Se chiudo gli occhi
e smetto di parlare,
posso sentire che nessuno è mio,
che tutto è in prestito.
Se ogni giorno
mi alleno a fare a meno di qualcosa,
se riesco a liberarmi dal bisogno
di essere indispensabile per qualcuno,
mi sto addestrando ad essere inutile,
sto svolgendo un esercizio d’amore,
il più fecondo e difficile.
Se chiudo gli occhi
e faccio silenzio,
posso scoprire che è povertà
voler controllare, dover trattenere.
Ricchezza è riuscire a lasciare tutto.
L’amore è dappertutto.
***
Ho scritto questa poesia pensando al mio ruolo di madre e a come lo stesso cambi nel corso del tempo e delle diverse stagioni della vita.

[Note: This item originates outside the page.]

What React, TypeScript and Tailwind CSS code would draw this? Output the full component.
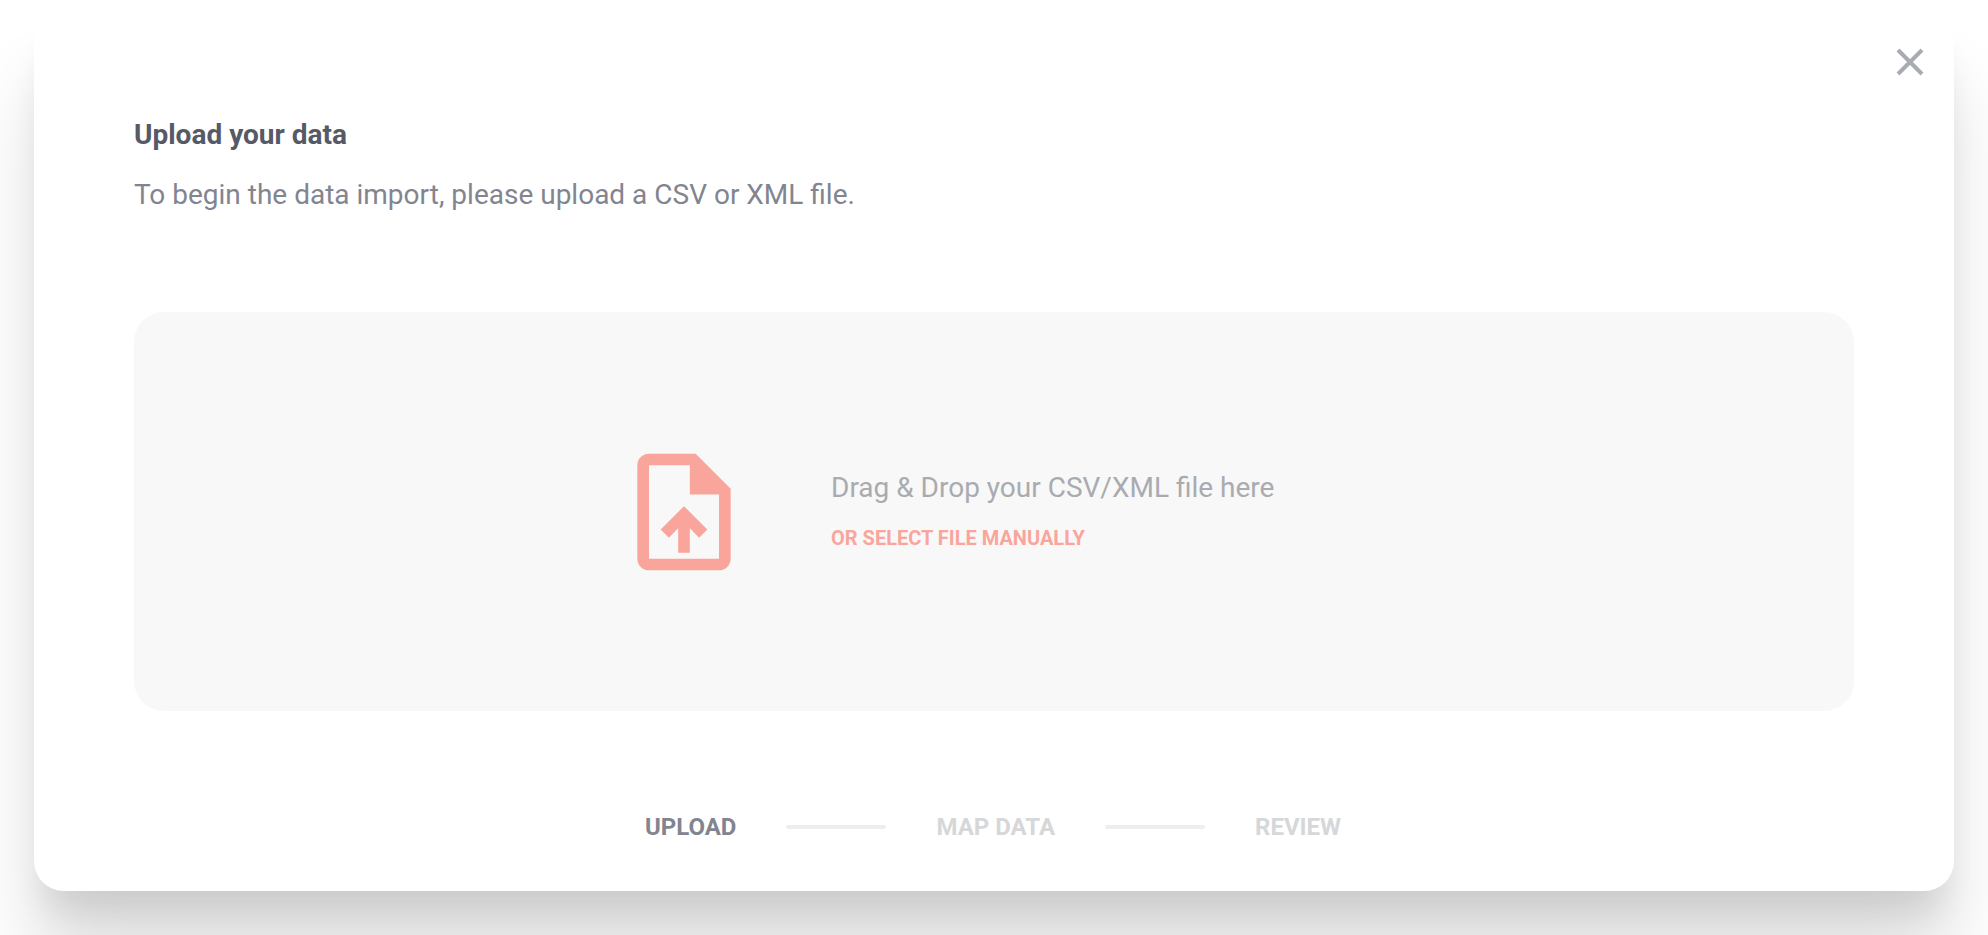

Ho imparato che l’assenza di un genitore per un figlio è altrettanto dannosa di un’eccessiva presenza.
Giovanni Bollea, neuropsichiatra infantile, diceva che essere genitore è un “lungo ed interminabile addio”.
Tu come vivi il dolore del distacco, nella genitorialità così come nell’amore in generale, che permette all’altro di nascere, definirsi e affermarsi come essere altro da te?